There is no way we can predict the future, nor can we predict the effect that decisions made today will have a decade or two from now, but I believe our work in Asia is laying the groundwork for continued prosperity and security for the United States and for all in the region. It has been enormously gratifying through the course of my career to see the profound good that has come about from American engagement in Asia. As I leave the United States government, I have no doubt that future generations will have a similar story to tell about the benefits of American power, presence and commitment in this region.
For when America is willing to lead the way, when we meet our commitments and stand with our allies, even in troubling times; when we prepare for threats that are on the ground and on the horizon, and even beyond the horizon; and when we make the necessary sacrifices and take the necessary risks to defend our values and our interests, then great things are possible and even probable for our country, this region and the world.

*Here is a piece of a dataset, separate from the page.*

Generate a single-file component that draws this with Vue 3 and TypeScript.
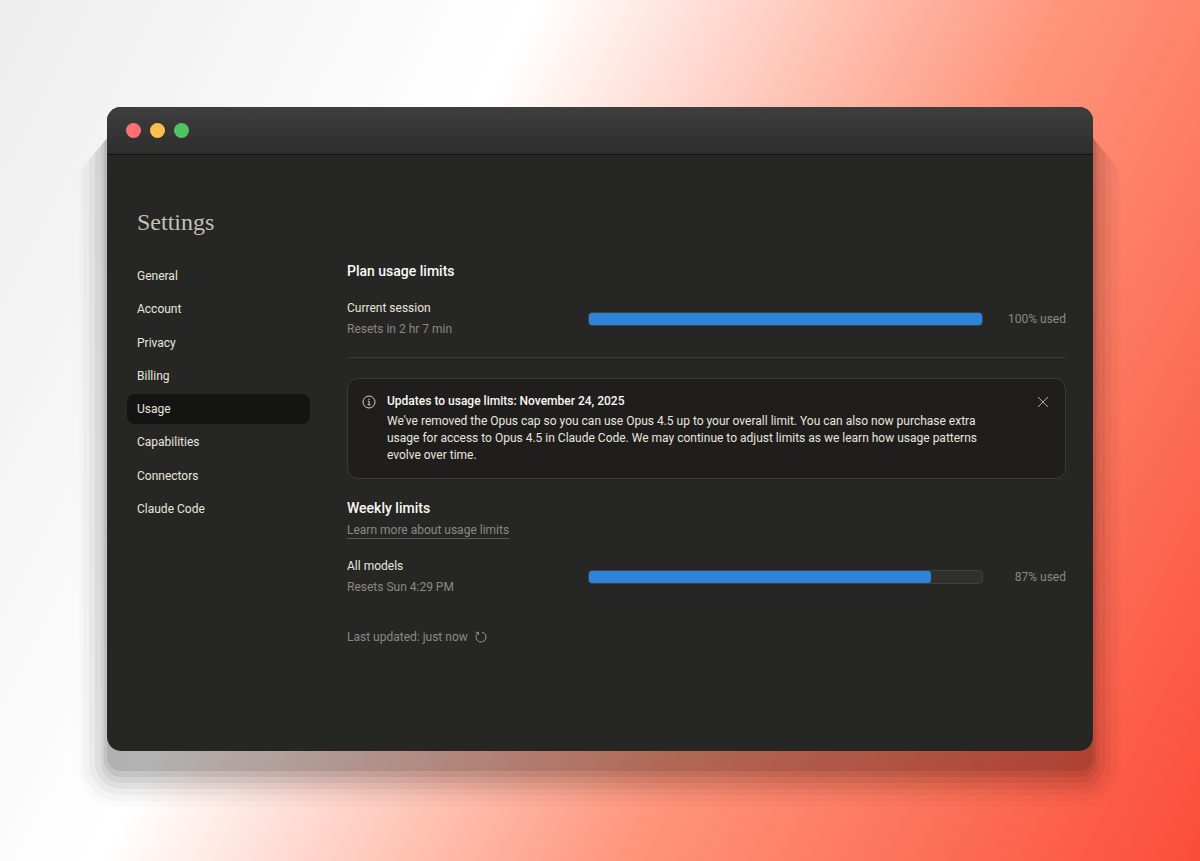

Thank you.
Dr John Chipman
Mr Secretary, thank you very much for those remarks, which brought a tremendous historic perspective to the challenges that are faced today in this region and that describe the continued aspirations that the United States has to play – to quote a phrase that you used in a previous Shangri‑La Dialogue – ‘its full role as a resident power in the Pacific’.
I picked out three sentences from your remarks: the requirement to understand the prospect that new and disruptive technologies and weapons could be employed to deny US forces access to key sea routes and lines of communications; the appreciation that a defence posture across the Asia‑Pacific that is more geographically distributed, operationally resilient and politically sustainable is a core US goal; and thirdly, that the US presence and the associated impact and influences should not be solely measured in terms of conventional metrics or ‘boots on the ground’. Others will have picked up other elements of your remarks, but those three struck me as particularly important, given the core theme of this conference.